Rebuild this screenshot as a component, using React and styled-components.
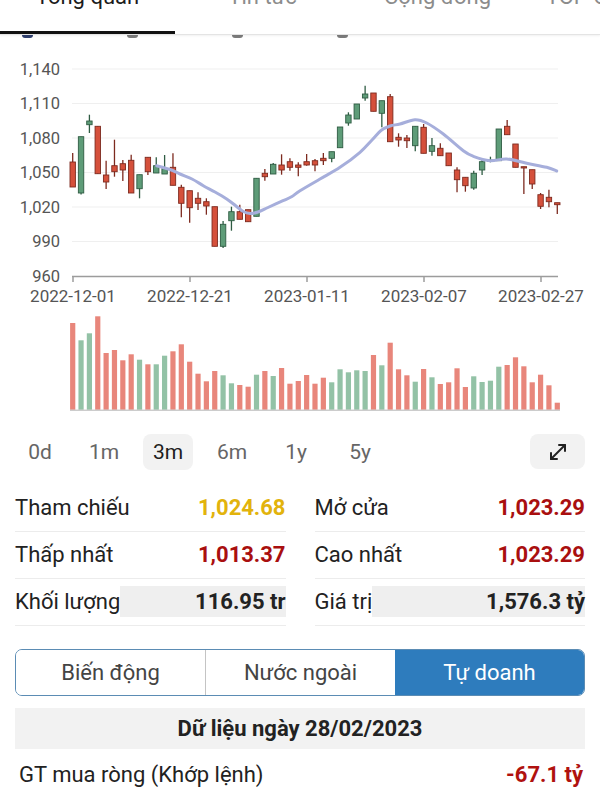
import React from 'react';
import styled, { createGlobalStyle } from 'styled-components';
import { MoveDiagonal } from 'lucide-react';

const GlobalStyle = createGlobalStyle`
  html, body { margin: 0; padding: 0; background: #fff; }
  body {
    font-family: Roboto, "Noto Sans", "Liberation Sans", sans-serif;
    color: #222;
    width: 600px;
    height: 800px;
    overflow: hidden;
  }
  * { box-sizing: border-box; }
`;

const Page = styled.div`
  width: 600px;
  height: 800px;
  display: flex;
  flex-direction: column;
  background: #fff;
`;

const TabBar = styled.div`
  display: flex;
  height: 36px;
  overflow: hidden;
  border-bottom: 1px solid #e4e4e4;
  box-shadow: 0 1px 2px rgba(0, 0, 0, 0.06);
  background: #fff;
  position: relative;
  z-index: 1;
`;

const Tab = styled.div`
  flex: 0 0 175px;
  display: flex;
  justify-content: center;
  font-size: 22px;
  line-height: 22px;
  white-space: nowrap;
  color: ${(p) => (p.$active ? '#1c1c1c' : '#8c8c8c')};
  border-bottom: 3px solid ${(p) => (p.$active ? '#111' : 'transparent')};
`;

const TabLabel = styled.span`
  margin-top: -14px;
`;

const DotsRow = styled.div`
  height: 4px;
  display: flex;
  gap: 94px;
  padding-left: 22px;
`;

const Dot = styled.div`
  width: 11px;
  height: 3px;
  border-radius: 0 0 6px 6px;
  background: ${(p) => (p.$primary ? '#2f3f6e' : '#7c7c7c')};
`;

const ChartSvg = styled.svg`
  display: block;
  width: 600px;
  height: 380px;
  flex: none;
`;

const PeriodRow = styled.div`
  margin-top: 15px;
  padding: 0 15px;
  display: flex;
  align-items: center;
  gap: 14px;
  height: 36px;
`;

const PeriodButton = styled.div`
  width: 50px;
  height: 36px;
  border-radius: 8px;
  display: flex;
  align-items: center;
  justify-content: center;
  font-size: 21px;
  color: ${(p) => (p.$active ? '#1e1e1e' : '#666')};
  background: ${(p) => (p.$active ? '#f2f2f2' : 'transparent')};
`;

const ExpandButton = styled.div`
  margin-left: auto;
  width: 55px;
  height: 35px;
  border-radius: 8px;
  background: #f2f2f2;
  display: flex;
  align-items: center;
  justify-content: center;
  color: #222;
`;

const StatsGrid = styled.div`
  margin-top: 15px;
  padding: 0 15px;
  display: grid;
  grid-template-columns: 1fr 1fr;
  column-gap: 29px;
`;

const StatRow = styled.div`
  height: 47px;
  display: flex;
  align-items: center;
  border-bottom: 1px solid #ececec;
`;

const StatLabel = styled.div`
  font-size: 22px;
  color: #222;
  white-space: nowrap;
`;

const StatValue = styled.div`
  flex: 1;
  height: 31px;
  display: flex;
  align-items: center;
  justify-content: flex-end;
  font-size: 22px;
  font-weight: 700;
  white-space: nowrap;
  color: ${(p) => p.$color || '#222'};
  background: ${(p) => (p.$shaded ? '#efefef' : 'transparent')};
`;

const Segmented = styled.div`
  margin: 23px 15px 0;
  height: 48px;
  display: flex;
  border: 1.5px solid #5b8cb4;
  border-radius: 7px;
  overflow: hidden;
`;

const Segment = styled.div`
  flex: 1;
  display: flex;
  align-items: center;
  justify-content: center;
  font-size: 22px;
  color: ${(p) => (p.$active ? '#fff' : '#444')};
  background: ${(p) => (p.$active ? '#2e7cbd' : '#fff')};
  border-left: ${(p) => (p.$divider ? '1px solid #c4c4c4' : 'none')};
`;

const DataHeader = styled.div`
  margin: 12px 15px 0;
  height: 43px;
  background: #f2f2f2;
  display: flex;
  align-items: center;
  justify-content: center;
  font-size: 22px;
  font-weight: 700;
  color: #222;
`;

const InfoRow = styled.div`
  height: 52px;
  padding: 0 17px 0 19px;
  display: flex;
  align-items: center;
  justify-content: space-between;
  font-size: 22px;
`;

const InfoValue = styled.span`
  font-weight: 700;
  color: #b0120f;
`;

// [bodyTop, bodyBottom, wickTop, wickBottom, up]
const CANDLES = [
  [163, 188, 154, 188, 0],
  [137.7, 194, 137.7, 195.5, 1],
  [122, 125.7, 115.7, 134, 1],
  [127.3, 174.7, 127.3, 174.7, 0],
  [176, 183, 161.7, 190, 0],
  [166.7, 172.7, 140.7, 177.7, 0],
  [164.7, 171, 161, 182, 0],
  [161.3, 194, 155.7, 194, 0],
  [175.7, 189.7, 175.7, 199.3, 1],
  [158.3, 172.7, 158.3, 176, 0],
  [166.7, 174, 158.3, 174, 1],
  [169.7, 175, 156, 175, 1],
  [168.3, 186.3, 154.3, 186.3, 0],
  [188.3, 204.3, 185.7, 218.3, 0],
  [191.7, 208.7, 191.7, 223.7, 0],
  [199.3, 204.3, 193.3, 211, 0],
  [202.7, 207, 199.3, 215.7, 0],
  [207.7, 247.3, 207.7, 247.3, 0],
  [225.3, 247.3, 222, 249, 1],
  [212.7, 221.7, 207.7, 231.7, 1],
  [212.7, 220.3, 205.7, 220.3, 0],
  [210.7, 222.7, 210.7, 222.7, 0],
  [179.3, 217.3, 179.3, 217.3, 1],
  [174.3, 177.7, 170, 181.7, 0],
  [165.3, 175, 164, 175, 1],
  [166, 171, 155.3, 175.7, 0],
  [162.7, 168.3, 159.3, 171.7, 0],
  [166, 168.3, 163.3, 177.3, 0],
  [162.7, 166, 155, 166.7, 0],
  [161.7, 166, 160, 172.3, 0],
  [159.3, 161.7, 154, 166, 0],
  [152.7, 159.3, 152.7, 163.3, 1],
  [128, 148.7, 128, 148.7, 1],
  [116, 124, 113.3, 126.7, 1],
  [105, 120, 105, 120, 1],
  [95, 99, 86.7, 101.7, 1],
  [94, 112.3, 94, 112.3, 0],
  [101.7, 114.3, 101.7, 128.3, 1],
  [97.7, 142.7, 95, 142.7, 0],
  [138.3, 141, 134.3, 147.7, 0],
  [139, 141.7, 136, 149, 0],
  [127.3, 146.7, 127.3, 152.3, 1],
  [128.3, 154.3, 125, 154.3, 0],
  [146.7, 152.3, 139, 156.7, 1],
  [149.3, 156.7, 144.3, 156.7, 0],
  [154, 166.7, 154, 166.7, 0],
  [171, 180.7, 168.3, 193.3, 0],
  [178.3, 186.7, 178.3, 192.7, 0],
  [174.3, 189, 171.7, 190.7, 1],
  [162.7, 171, 160, 176, 1],
  [161, 162.5, 157.7, 163.3, 1],
  [130, 161.7, 130, 161.7, 1],
  [127.3, 135.7, 121, 135.7, 0],
  [145, 168.3, 145, 168.3, 0],
  [167.7, 169, 167.7, 195, 0],
  [170.7, 185, 170.7, 190, 0],
  [195.7, 207.3, 194, 210, 0],
  [198.3, 202.7, 190.7, 208.3, 0],
  [203.7, 205.7, 203.7, 215, 0],
];

const VOLUME_TOPS = [
  324, 341.3, 334.3, 317.3, 354, 351, 361.3, 355.3, 360.7, 365.3,
  365.3, 356.7, 352.3, 345.3, 362.7, 374.7, 382.3, 372, 376.3, 384.3,
  386, 387.7, 375.7, 372, 377, 369, 384.7, 382, 376, 384.7,
  378.7, 383.3, 370.3, 373.3, 371.3, 372, 356, 366.3, 343.7, 370.3,
  376.3, 382.7, 370, 378.3, 385, 383.3, 369.3, 388, 377.3, 383,
  381.7, 367.7, 366, 358.3, 367.3, 383.3, 375.7, 386.3, 403.7,
];

const MA_POINTS = [
  [156.7, 166.7], [170, 170.5], [180, 175], [192, 180], [203.3, 186.7],
  [215, 193], [226.7, 200], [236, 207], [243.3, 212.5], [250, 214.5],
  [258, 213], [268, 208.5], [283, 201.7], [292, 197.5], [300, 191.7],
  [320, 180], [340, 168.3], [360, 153.3], [372, 141], [381, 131.5],
  [390, 127], [400, 125], [415, 120.7], [426.7, 124], [443.3, 135],
  [463.3, 151.7], [473.3, 157.3], [490, 161.7], [506.7, 160],
  [526.7, 164.3], [546.7, 168.3], [556.7, 172],
];

const smoothPath = (pts) => {
  let d = `M${pts[0][0]},${pts[0][1]}`;
  for (let i = 0; i < pts.length - 1; i++) {
    const p0 = pts[i - 1] || pts[i];
    const p1 = pts[i];
    const p2 = pts[i + 1];
    const p3 = pts[i + 2] || p2;
    const c1x = p1[0] + (p2[0] - p0[0]) / 6;
    const c1y = p1[1] + (p2[1] - p0[1]) / 6;
    const c2x = p2[0] - (p3[0] - p1[0]) / 6;
    const c2y = p2[1] - (p3[1] - p1[1]) / 6;
    d += ` C${c1x.toFixed(1)},${c1y.toFixed(1)} ${c2x.toFixed(1)},${c2y.toFixed(1)} ${p2[0]},${p2[1]}`;
  }
  return d;
};

const Y_TICKS = [1140, 1110, 1080, 1050, 1020, 990, 960];
const X_TICKS = [
  [73, '2022-12-01'],
  [190, '2022-12-21'],
  [307, '2023-01-11'],
  [424, '2023-02-07'],
  [541, '2023-02-27'],
];

const xAt = (i) => 72.7 + i * 8.355;
const yAt = (v) => 277 - (v - 960) * 1.15;

function PriceChart() {
  return (
    <ChartSvg viewBox="0 40 600 380">
      {Y_TICKS.map((v) => (
        <g key={v}>
          {v !== 960 && (
            <line x1="72" x2="558" y1={yAt(v)} y2={yAt(v)} stroke="#efefef" strokeWidth="1" />
          )}
          <text
            x="60"
            y={yAt(v)}
            textAnchor="end"
            dominantBaseline="central"
            fontSize="16.5"
            fill="#555"
            fontFamily="Roboto, sans-serif"
          >
            {v.toLocaleString('en-US')}
          </text>
        </g>
      ))}
      <line x1="72" x2="558" y1="277.5" y2="277.5" stroke="#9c9c9c" strokeWidth="1.5" />
      {X_TICKS.map(([x, label]) => (
        <g key={label}>
          <line x1={x} x2={x} y1="277.5" y2="283" stroke="#9c9c9c" strokeWidth="1.5" />
          <text
            x={x}
            y="297"
            textAnchor="middle"
            dominantBaseline="central"
            fontSize="17"
            fill="#555"
            fontFamily="Roboto, sans-serif"
          >
            {label}
          </text>
        </g>
      ))}
      {CANDLES.map(([bt, bb, wt, wb, up], i) => {
        const x = xAt(i);
        const fill = up ? '#5e9c78' : '#d5503b';
        const stroke = up ? '#2f5c43' : '#7d2a1f';
        return (
          <g key={i}>
            <line x1={x} x2={x} y1={wt} y2={wb} stroke={stroke} strokeWidth="1.3" />
            <rect
              x={x - 2.7}
              y={bt}
              width="5.4"
              height={Math.max(bb - bt, 1.2)}
              fill={fill}
              stroke={stroke}
              strokeWidth="0.9"
            />
          </g>
        );
      })}
      <path
        d={smoothPath(MA_POINTS)}
        fill="none"
        stroke="#a6aedb"
        strokeWidth="3"
        strokeLinecap="round"
        strokeLinejoin="round"
      />
      {VOLUME_TOPS.map((top, i) => {
        const x = xAt(i);
        const up = CANDLES[i][4];
        return (
          <rect
            key={i}
            x={x - 2.6}
            y={top}
            width="5.2"
            height={410.7 - top}
            fill={up ? '#93c2a6' : '#e8867b'}
          />
        );
      })}
      <line x1="70" x2="560" y1="411.2" y2="411.2" stroke="#b5b5b5" strokeWidth="1" />
    </ChartSvg>
  );
}

const PERIODS = ['0d', '1m', '3m', '6m', '1y', '5y'];

const STATS = [
  [
    { label: 'Tham chiếu', value: '1,024.68', color: '#e2b30c' },
    { label: 'Mở cửa', value: '1,023.29', color: '#a90f0f' },
  ],
  [
    { label: 'Thấp nhất', value: '1,013.37', color: '#a90f0f' },
    { label: 'Cao nhất', value: '1,023.29', color: '#a90f0f' },
  ],
  [
    { label: 'Khối lượng', value: '116.95 tr', color: '#222', shaded: true },
    { label: 'Giá trị', value: '1,576.3 tỷ', color: '#222', shaded: true },
  ],
];

export default function App() {
  return (
    <>
      <GlobalStyle />
      <Page>
        <TabBar>
          <Tab $active>
            <TabLabel>Tổng quan</TabLabel>
          </Tab>
          <Tab>
            <TabLabel>Tin tức</TabLabel>
          </Tab>
          <Tab>
            <TabLabel>Cộng đồng</TabLabel>
          </Tab>
          <Tab>
            <TabLabel>TOP Cổ phiếu</TabLabel>
          </Tab>
        </TabBar>
        <DotsRow>
          <Dot $primary />
          <Dot />
          <Dot />
          <Dot />
        </DotsRow>
        <PriceChart />
        <PeriodRow>
          {PERIODS.map((p) => (
            <PeriodButton key={p} $active={p === '3m'}>
              {p}
            </PeriodButton>
          ))}
          <ExpandButton>
            <MoveDiagonal size={24} strokeWidth={2} />
          </ExpandButton>
        </PeriodRow>
        <StatsGrid>
          {STATS.flat().map((s) => (
            <StatRow key={s.label}>
              <StatLabel>{s.label}</StatLabel>
              <StatValue $color={s.color} $shaded={s.shaded}>
                {s.value}
              </StatValue>
            </StatRow>
          ))}
        </StatsGrid>
        <Segmented>
          <Segment>Biến động</Segment>
          <Segment $divider>Nước ngoài</Segment>
          <Segment $active>Tự doanh</Segment>
        </Segmented>
        <DataHeader>Dữ liệu ngày 28/02/2023</DataHeader>
        <InfoRow>
          <span>GT mua ròng (Khớp lệnh)</span>
          <InfoValue>-67.1 tỷ</InfoValue>
        </InfoRow>
      </Page>
    </>
  );
}
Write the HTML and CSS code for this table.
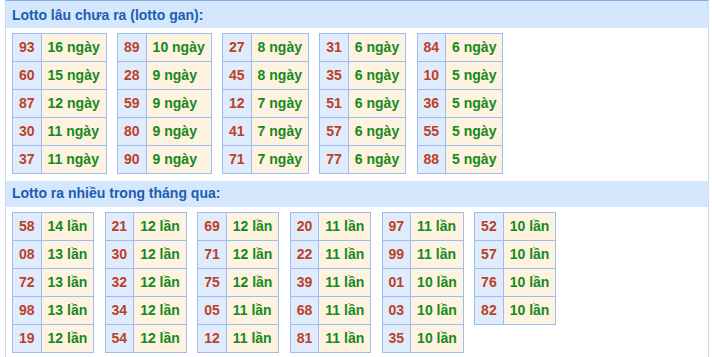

What this task involves: The word "components" appears in how many lines of the data? Answer with only the number.

Solved problem: 2